--- START OF Given information ---
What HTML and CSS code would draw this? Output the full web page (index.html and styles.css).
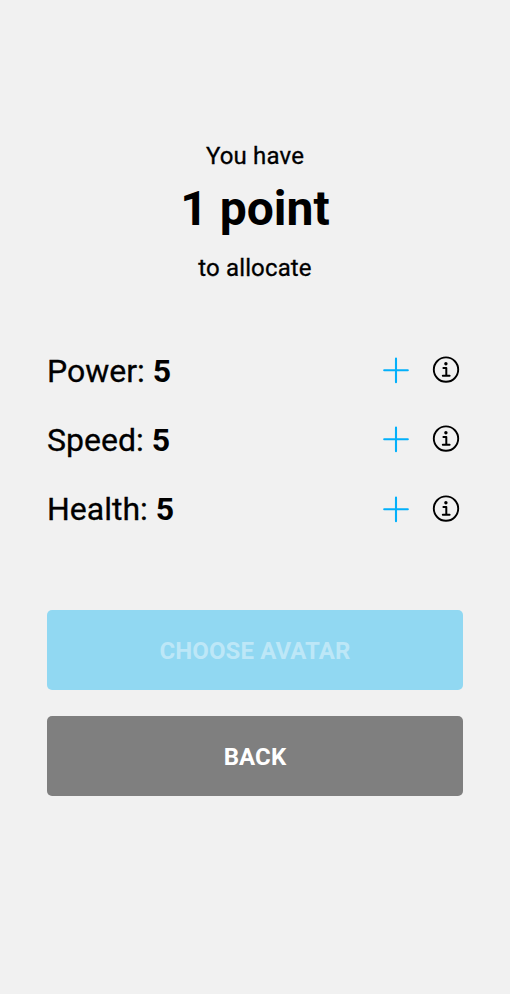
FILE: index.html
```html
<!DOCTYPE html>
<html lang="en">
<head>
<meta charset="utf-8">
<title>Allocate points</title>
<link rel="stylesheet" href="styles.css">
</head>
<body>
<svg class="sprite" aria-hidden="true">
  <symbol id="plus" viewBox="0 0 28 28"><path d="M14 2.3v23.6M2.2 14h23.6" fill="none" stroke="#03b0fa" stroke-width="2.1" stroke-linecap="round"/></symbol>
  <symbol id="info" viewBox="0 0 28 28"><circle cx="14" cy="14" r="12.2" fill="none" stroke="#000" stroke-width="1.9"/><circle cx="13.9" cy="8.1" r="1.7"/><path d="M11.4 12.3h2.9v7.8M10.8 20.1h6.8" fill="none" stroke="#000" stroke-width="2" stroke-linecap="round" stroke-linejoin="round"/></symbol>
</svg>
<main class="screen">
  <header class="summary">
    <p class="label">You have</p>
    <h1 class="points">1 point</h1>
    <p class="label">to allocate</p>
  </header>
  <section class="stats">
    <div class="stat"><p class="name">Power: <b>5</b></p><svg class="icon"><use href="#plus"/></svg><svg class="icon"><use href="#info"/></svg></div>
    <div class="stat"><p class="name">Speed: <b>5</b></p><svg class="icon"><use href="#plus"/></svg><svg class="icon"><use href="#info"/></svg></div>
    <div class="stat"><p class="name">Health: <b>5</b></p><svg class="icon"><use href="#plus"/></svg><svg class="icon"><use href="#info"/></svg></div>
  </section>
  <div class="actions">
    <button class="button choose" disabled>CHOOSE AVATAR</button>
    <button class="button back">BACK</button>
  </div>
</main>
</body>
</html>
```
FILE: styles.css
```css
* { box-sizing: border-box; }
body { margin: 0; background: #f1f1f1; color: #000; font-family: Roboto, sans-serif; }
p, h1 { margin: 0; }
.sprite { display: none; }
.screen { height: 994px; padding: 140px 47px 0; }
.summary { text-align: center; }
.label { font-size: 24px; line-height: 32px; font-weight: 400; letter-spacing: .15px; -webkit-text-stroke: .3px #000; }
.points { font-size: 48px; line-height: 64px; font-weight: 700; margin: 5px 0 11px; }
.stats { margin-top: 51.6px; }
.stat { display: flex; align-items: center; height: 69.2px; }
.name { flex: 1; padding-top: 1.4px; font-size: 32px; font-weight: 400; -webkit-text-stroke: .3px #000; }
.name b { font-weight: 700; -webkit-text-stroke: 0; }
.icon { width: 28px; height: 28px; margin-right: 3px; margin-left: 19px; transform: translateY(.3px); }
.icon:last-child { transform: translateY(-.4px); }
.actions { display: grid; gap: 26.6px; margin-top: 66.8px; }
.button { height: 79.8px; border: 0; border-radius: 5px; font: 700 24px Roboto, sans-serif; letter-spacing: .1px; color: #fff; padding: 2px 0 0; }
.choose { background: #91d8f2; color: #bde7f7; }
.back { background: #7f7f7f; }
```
--- END OF Given information ---
## Short problem
Every line of the material is to be quoted exactly, with no pictures carried over.

## Task answer
What HTML and CSS code would draw this? Output the full web page (index.html and styles.css).
FILE: index.html
```html
<!DOCTYPE html>
<html lang="en">
<head>
<meta charset="utf-8">
<title>Allocate points</title>
<link rel="stylesheet" href="styles.css">
</head>
<body>
<svg class="sprite" aria-hidden="true">
  <symbol id="plus" viewBox="0 0 28 28"><path d="M14 2.3v23.6M2.2 14h23.6" fill="none" stroke="#03b0fa" stroke-width="2.1" stroke-linecap="round"/></symbol>
  <symbol id="info" viewBox="0 0 28 28"><circle cx="14" cy="14" r="12.2" fill="none" stroke="#000" stroke-width="1.9"/><circle cx="13.9" cy="8.1" r="1.7"/><path d="M11.4 12.3h2.9v7.8M10.8 20.1h6.8" fill="none" stroke="#000" stroke-width="2" stroke-linecap="round" stroke-linejoin="round"/></symbol>
</svg>
<main class="screen">
  <header class="summary">
    <p class="label">You have</p>
    <h1 class="points">1 point</h1>
    <p class="label">to allocate</p>
  </header>
  <section class="stats">
    <div class="stat"><p class="name">Power: <b>5</b></p><svg class="icon"><use href="#plus"/></svg><svg class="icon"><use href="#info"/></svg></div>
    <div class="stat"><p class="name">Speed: <b>5</b></p><svg class="icon"><use href="#plus"/></svg><svg class="icon"><use href="#info"/></svg></div>
    <div class="stat"><p class="name">Health: <b>5</b></p><svg class="icon"><use href="#plus"/></svg><svg class="icon"><use href="#info"/></svg></div>
  </section>
  <div class="actions">
    <button class="button choose" disabled>CHOOSE AVATAR</button>
    <button class="button back">BACK</button>
  </div>
</main>
</body>
</html>
```
FILE: styles.css
```css
* { box-sizing: border-box; }
body { margin: 0; background: #f1f1f1; color: #000; font-family: Roboto, sans-serif; }
p, h1 { margin: 0; }
.sprite { display: none; }
.screen { height: 994px; padding: 140px 47px 0; }
.summary { text-align: center; }
.label { font-size: 24px; line-height: 32px; font-weight: 400; letter-spacing: .15px; -webkit-text-stroke: .3px #000; }
.points { font-size: 48px; line-height: 64px; font-weight: 700; margin: 5px 0 11px; }
.stats { margin-top: 51.6px; }
.stat { display: flex; align-items: center; height: 69.2px; }
.name { flex: 1; padding-top: 1.4px; font-size: 32px; font-weight: 400; -webkit-text-stroke: .3px #000; }
.name b { font-weight: 700; -webkit-text-stroke: 0; }
.icon { width: 28px; height: 28px; margin-right: 3px; margin-left: 19px; transform: translateY(.3px); }
.icon:last-child { transform: translateY(-.4px); }
.actions { display: grid; gap: 26.6px; margin-top: 66.8px; }
.button { height: 79.8px; border: 0; border-radius: 5px; font: 700 24px Roboto, sans-serif; letter-spacing: .1px; color: #fff; padding: 2px 0 0; }
.choose { background: #91d8f2; color: #bde7f7; }
.back { background: #7f7f7f; }
```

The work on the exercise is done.